## [What is being asked]
Extract every line that includes the string "this".

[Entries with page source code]
----------

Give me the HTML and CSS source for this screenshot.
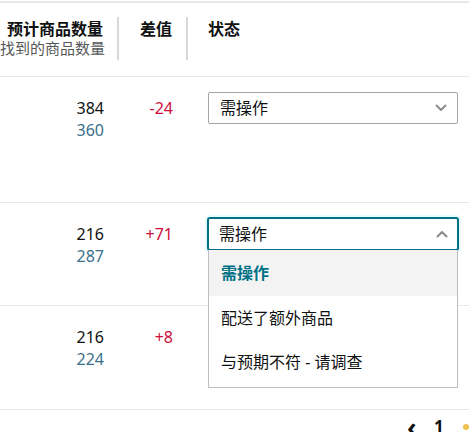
FILE: index.html
```html
<!DOCTYPE html>
<html lang="zh">
<head>
<meta charset="utf-8">
<link rel="stylesheet" href="styles.css">
</head>
<body>
<div class="table">
  <div class="row head">
    <div class="hcell"><div class="hbox"><div class="ht">预计商品数量</div><div class="hs">找到的商品数量</div></div></div>
    <div class="hcell"><div class="hbox"><div class="ht">差值</div></div></div>
    <div class="hcell status"><div class="ht">状态</div></div>
  </div>

  <div class="row r1">
    <div class="cell num"><div>384</div><div class="found">360</div></div>
    <div class="cell num"><div class="diff">-24</div></div>
    <div class="cell status">
      <div class="select">
        <span>需操作</span>
        <svg class="chev" width="12" height="8" viewBox="0 0 12 8"><path d="M1.5 1.5 L6 6 L10.5 1.5" fill="none" stroke="#8a8d8d" stroke-width="2" stroke-linecap="round" stroke-linejoin="round"/></svg>
      </div>
    </div>
  </div>

  <div class="row r2">
    <div class="cell num"><div>216</div><div class="found">287</div></div>
    <div class="cell num"><div class="diff">+71</div></div>
    <div class="cell status">
      <div class="dd">
        <div class="select open">
          <span>需操作</span>
          <svg class="chev" width="12" height="8" viewBox="0 0 12 8"><path d="M1.5 6.5 L6 2 L10.5 6.5" fill="none" stroke="#8a8d8d" stroke-width="2" stroke-linecap="round" stroke-linejoin="round"/></svg>
        </div>
        <ul class="menu">
          <li class="sel">需操作</li>
          <li>配送了额外商品</li>
          <li>与预期不符 - 请调查</li>
        </ul>
      </div>
    </div>
  </div>

  <div class="row r3">
    <div class="cell num"><div>216</div><div class="found">224</div></div>
    <div class="cell num"><div class="diff">+8</div></div>
    <div class="cell status"></div>
  </div>

  <div class="pager">
    <span class="prev">‹</span>
    <span class="page">1</span>
    <span class="next"></span>
  </div>
</div>
</body>
</html>
```

FILE: styles.css
```css
* { box-sizing: border-box; }
html, body { margin: 0; padding: 0; background: #ffffff; }
body {
  font-family: "Noto Sans", "Noto Sans CJK SC", sans-serif;
  font-size: 16px;
  color: #0f1111;
  width: 469px;
  height: 432px;
  overflow: hidden;
}
.table {
  margin-top: 1px;
  border-top: 2px solid #e7e7e7;
  width: 469px;
}
.row {
  display: grid;
  grid-template-columns: 119px 69px 1fr;
  border-bottom: 1px solid #e7e7e7;
}
.head { height: 74px; }
.r1 { height: 126px; }
.r2 { height: 103px; }
.r3 { height: 104px; }

.hcell { padding-top: 14px; }
.hbox {
  height: 43px;
  border-right: 2px solid #d5d9d9;
  padding-right: 14px;
  padding-top: 2px;
  text-align: right;
  white-space: nowrap;
}
.ht { font-weight: 700; font-size: 16px; line-height: 20px; color: #0f1111; }
.hs { font-size: 15px; line-height: 16px; color: #565959; margin-top: 1px; }
.hcell.status { padding-left: 20px; padding-top: 16px; }

.cell { padding-top: 20px; }
.num { text-align: right; padding-right: 15px; line-height: 22px; }
.found { color: #3a6f8c; }
.diff { color: #cc0c39; }
.cell.status { padding-left: 20px; padding-top: 15px; }
.r2 .cell.status { padding-top: 14px; }

.select {
  width: 250px;
  height: 32px;
  border: 1px solid #a6a6a6;
  border-radius: 2px;
  display: flex;
  align-items: center;
  justify-content: space-between;
  padding: 0 10px 0 11px;
  background: #fff;
  line-height: 20px;
}
.select.open {
  border: 2px solid #007185;
  border-radius: 3px;
  height: 34px;
  padding: 0 9px 0 10px;
  margin-left: -1px;
  width: 252px;
  box-shadow: 0 0 0 2px #e6fafd;
}
.dd { position: relative; width: 250px; }
.menu {
  position: absolute;
  top: 33px;
  left: 0;
  width: 250px;
  margin: 0;
  padding: 0 0 3px;
  list-style: none;
  background: #fff;
  border: 1px solid #bbbfbf;
  border-top: none;
  z-index: 2;
}
.menu li {
  height: 44px;
  line-height: 44px;
  padding-left: 12px;
  font-size: 16px;
  color: #0f1111;
}
.menu li.sel {
  height: 46px;
  line-height: 46px;
  background: #f3f3f3;
  color: #007185;
  font-weight: 700;
}

.pager {
  display: flex;
  justify-content: flex-end;
  align-items: center;
  height: 30px;
  padding-top: 4px;
}
.prev { font-size: 26px; font-weight: 700; width: 27px; line-height: 24px; color: #0f1111; }
.page { font-size: 17px; font-weight: 700; width: 29px; line-height: 24px; text-align: left; color: #0f1111; }
.next { width: 6px; height: 6px; border-radius: 3px; background: #f0c14b; margin-right: 0; }
```
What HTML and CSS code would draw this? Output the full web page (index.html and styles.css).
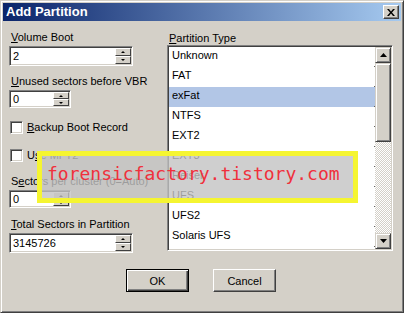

----------

## [Answer to the task]
Give me the HTML and CSS source for this screenshot.
What HTML and CSS code would draw this? Output the full web page (index.html and styles.css).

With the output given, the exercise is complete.